Requirements:
Return the listing below word for word.
--- START OF Recorded data ---
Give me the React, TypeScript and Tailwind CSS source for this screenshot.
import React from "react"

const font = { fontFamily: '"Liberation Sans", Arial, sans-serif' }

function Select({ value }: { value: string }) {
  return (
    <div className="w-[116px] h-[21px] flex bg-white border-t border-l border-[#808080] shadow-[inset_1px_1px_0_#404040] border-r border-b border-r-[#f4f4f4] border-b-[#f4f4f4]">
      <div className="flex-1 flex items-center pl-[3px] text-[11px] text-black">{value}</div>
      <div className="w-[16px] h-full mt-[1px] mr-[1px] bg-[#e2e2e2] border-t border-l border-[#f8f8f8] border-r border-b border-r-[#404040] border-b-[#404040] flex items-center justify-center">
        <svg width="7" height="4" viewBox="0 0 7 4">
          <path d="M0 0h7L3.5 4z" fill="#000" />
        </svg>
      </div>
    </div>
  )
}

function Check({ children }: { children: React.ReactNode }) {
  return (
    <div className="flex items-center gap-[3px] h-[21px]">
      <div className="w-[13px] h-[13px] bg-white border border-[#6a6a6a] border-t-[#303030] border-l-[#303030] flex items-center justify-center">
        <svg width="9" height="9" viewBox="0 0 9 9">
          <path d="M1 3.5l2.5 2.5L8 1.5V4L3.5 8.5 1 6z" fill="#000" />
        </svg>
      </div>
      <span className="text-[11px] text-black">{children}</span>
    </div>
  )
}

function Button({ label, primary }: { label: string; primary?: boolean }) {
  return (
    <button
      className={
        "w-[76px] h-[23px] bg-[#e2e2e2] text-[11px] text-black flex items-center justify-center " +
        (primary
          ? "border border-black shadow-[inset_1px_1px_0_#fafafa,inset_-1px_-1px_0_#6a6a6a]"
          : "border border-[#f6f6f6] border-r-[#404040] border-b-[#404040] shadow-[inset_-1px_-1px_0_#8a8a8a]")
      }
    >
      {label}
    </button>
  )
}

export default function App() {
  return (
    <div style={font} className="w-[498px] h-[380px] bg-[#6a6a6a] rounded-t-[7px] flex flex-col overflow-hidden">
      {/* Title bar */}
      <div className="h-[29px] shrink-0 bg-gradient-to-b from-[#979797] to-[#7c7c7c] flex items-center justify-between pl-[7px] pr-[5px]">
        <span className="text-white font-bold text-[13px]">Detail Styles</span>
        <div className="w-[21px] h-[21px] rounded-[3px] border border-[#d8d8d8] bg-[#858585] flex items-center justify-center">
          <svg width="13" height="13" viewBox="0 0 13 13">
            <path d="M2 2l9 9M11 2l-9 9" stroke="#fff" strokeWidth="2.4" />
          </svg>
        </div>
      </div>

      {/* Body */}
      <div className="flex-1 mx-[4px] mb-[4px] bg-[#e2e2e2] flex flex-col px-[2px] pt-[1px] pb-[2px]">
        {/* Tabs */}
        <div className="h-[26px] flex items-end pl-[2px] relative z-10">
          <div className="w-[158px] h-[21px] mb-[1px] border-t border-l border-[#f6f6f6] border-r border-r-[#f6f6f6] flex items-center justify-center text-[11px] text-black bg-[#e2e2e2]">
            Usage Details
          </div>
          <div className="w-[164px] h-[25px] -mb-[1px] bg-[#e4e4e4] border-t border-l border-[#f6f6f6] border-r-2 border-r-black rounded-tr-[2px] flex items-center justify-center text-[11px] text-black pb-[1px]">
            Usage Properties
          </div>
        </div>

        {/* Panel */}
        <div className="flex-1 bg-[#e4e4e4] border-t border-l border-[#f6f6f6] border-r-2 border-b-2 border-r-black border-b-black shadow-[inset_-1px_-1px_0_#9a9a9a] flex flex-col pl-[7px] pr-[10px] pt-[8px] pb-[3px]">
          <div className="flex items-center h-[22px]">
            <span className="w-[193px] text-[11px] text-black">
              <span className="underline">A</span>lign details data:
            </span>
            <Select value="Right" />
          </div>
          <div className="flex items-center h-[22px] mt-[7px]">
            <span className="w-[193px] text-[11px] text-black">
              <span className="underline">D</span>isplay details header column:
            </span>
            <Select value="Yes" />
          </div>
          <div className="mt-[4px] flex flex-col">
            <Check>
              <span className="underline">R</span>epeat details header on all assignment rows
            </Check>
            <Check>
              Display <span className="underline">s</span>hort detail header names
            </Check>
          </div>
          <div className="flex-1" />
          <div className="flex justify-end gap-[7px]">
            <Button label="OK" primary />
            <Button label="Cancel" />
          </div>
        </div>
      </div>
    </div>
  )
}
--- END OF Recorded data ---
Written solution:
Give me the React, TypeScript and Tailwind CSS source for this screenshot.
import React from "react"

const font = { fontFamily: '"Liberation Sans", Arial, sans-serif' }

function Select({ value }: { value: string }) {
  return (
    <div className="w-[116px] h-[21px] flex bg-white border-t border-l border-[#808080] shadow-[inset_1px_1px_0_#404040] border-r border-b border-r-[#f4f4f4] border-b-[#f4f4f4]">
      <div className="flex-1 flex items-center pl-[3px] text-[11px] text-black">{value}</div>
      <div className="w-[16px] h-full mt-[1px] mr-[1px] bg-[#e2e2e2] border-t border-l border-[#f8f8f8] border-r border-b border-r-[#404040] border-b-[#404040] flex items-center justify-center">
        <svg width="7" height="4" viewBox="0 0 7 4">
          <path d="M0 0h7L3.5 4z" fill="#000" />
        </svg>
      </div>
    </div>
  )
}

function Check({ children }: { children: React.ReactNode }) {
  return (
    <div className="flex items-center gap-[3px] h-[21px]">
      <div className="w-[13px] h-[13px] bg-white border border-[#6a6a6a] border-t-[#303030] border-l-[#303030] flex items-center justify-center">
        <svg width="9" height="9" viewBox="0 0 9 9">
          <path d="M1 3.5l2.5 2.5L8 1.5V4L3.5 8.5 1 6z" fill="#000" />
        </svg>
      </div>
      <span className="text-[11px] text-black">{children}</span>
    </div>
  )
}

function Button({ label, primary }: { label: string; primary?: boolean }) {
  return (
    <button
      className={
        "w-[76px] h-[23px] bg-[#e2e2e2] text-[11px] text-black flex items-center justify-center " +
        (primary
          ? "border border-black shadow-[inset_1px_1px_0_#fafafa,inset_-1px_-1px_0_#6a6a6a]"
          : "border border-[#f6f6f6] border-r-[#404040] border-b-[#404040] shadow-[inset_-1px_-1px_0_#8a8a8a]")
      }
    >
      {label}
    </button>
  )
}

export default function App() {
  return (
    <div style={font} className="w-[498px] h-[380px] bg-[#6a6a6a] rounded-t-[7px] flex flex-col overflow-hidden">
      {/* Title bar */}
      <div className="h-[29px] shrink-0 bg-gradient-to-b from-[#979797] to-[#7c7c7c] flex items-center justify-between pl-[7px] pr-[5px]">
        <span className="text-white font-bold text-[13px]">Detail Styles</span>
        <div className="w-[21px] h-[21px] rounded-[3px] border border-[#d8d8d8] bg-[#858585] flex items-center justify-center">
          <svg width="13" height="13" viewBox="0 0 13 13">
            <path d="M2 2l9 9M11 2l-9 9" stroke="#fff" strokeWidth="2.4" />
          </svg>
        </div>
      </div>

      {/* Body */}
      <div className="flex-1 mx-[4px] mb-[4px] bg-[#e2e2e2] flex flex-col px-[2px] pt-[1px] pb-[2px]">
        {/* Tabs */}
        <div className="h-[26px] flex items-end pl-[2px] relative z-10">
          <div className="w-[158px] h-[21px] mb-[1px] border-t border-l border-[#f6f6f6] border-r border-r-[#f6f6f6] flex items-center justify-center text-[11px] text-black bg-[#e2e2e2]">
            Usage Details
          </div>
          <div className="w-[164px] h-[25px] -mb-[1px] bg-[#e4e4e4] border-t border-l border-[#f6f6f6] border-r-2 border-r-black rounded-tr-[2px] flex items-center justify-center text-[11px] text-black pb-[1px]">
            Usage Properties
          </div>
        </div>

        {/* Panel */}
        <div className="flex-1 bg-[#e4e4e4] border-t border-l border-[#f6f6f6] border-r-2 border-b-2 border-r-black border-b-black shadow-[inset_-1px_-1px_0_#9a9a9a] flex flex-col pl-[7px] pr-[10px] pt-[8px] pb-[3px]">
          <div className="flex items-center h-[22px]">
            <span className="w-[193px] text-[11px] text-black">
              <span className="underline">A</span>lign details data:
            </span>
            <Select value="Right" />
          </div>
          <div className="flex items-center h-[22px] mt-[7px]">
            <span className="w-[193px] text-[11px] text-black">
              <span className="underline">D</span>isplay details header column:
            </span>
            <Select value="Yes" />
          </div>
          <div className="mt-[4px] flex flex-col">
            <Check>
              <span className="underline">R</span>epeat details header on all assignment rows
            </Check>
            <Check>
              Display <span className="underline">s</span>hort detail header names
            </Check>
          </div>
          <div className="flex-1" />
          <div className="flex justify-end gap-[7px]">
            <Button label="OK" primary />
            <Button label="Cancel" />
          </div>
        </div>
      </div>
    </div>
  )
}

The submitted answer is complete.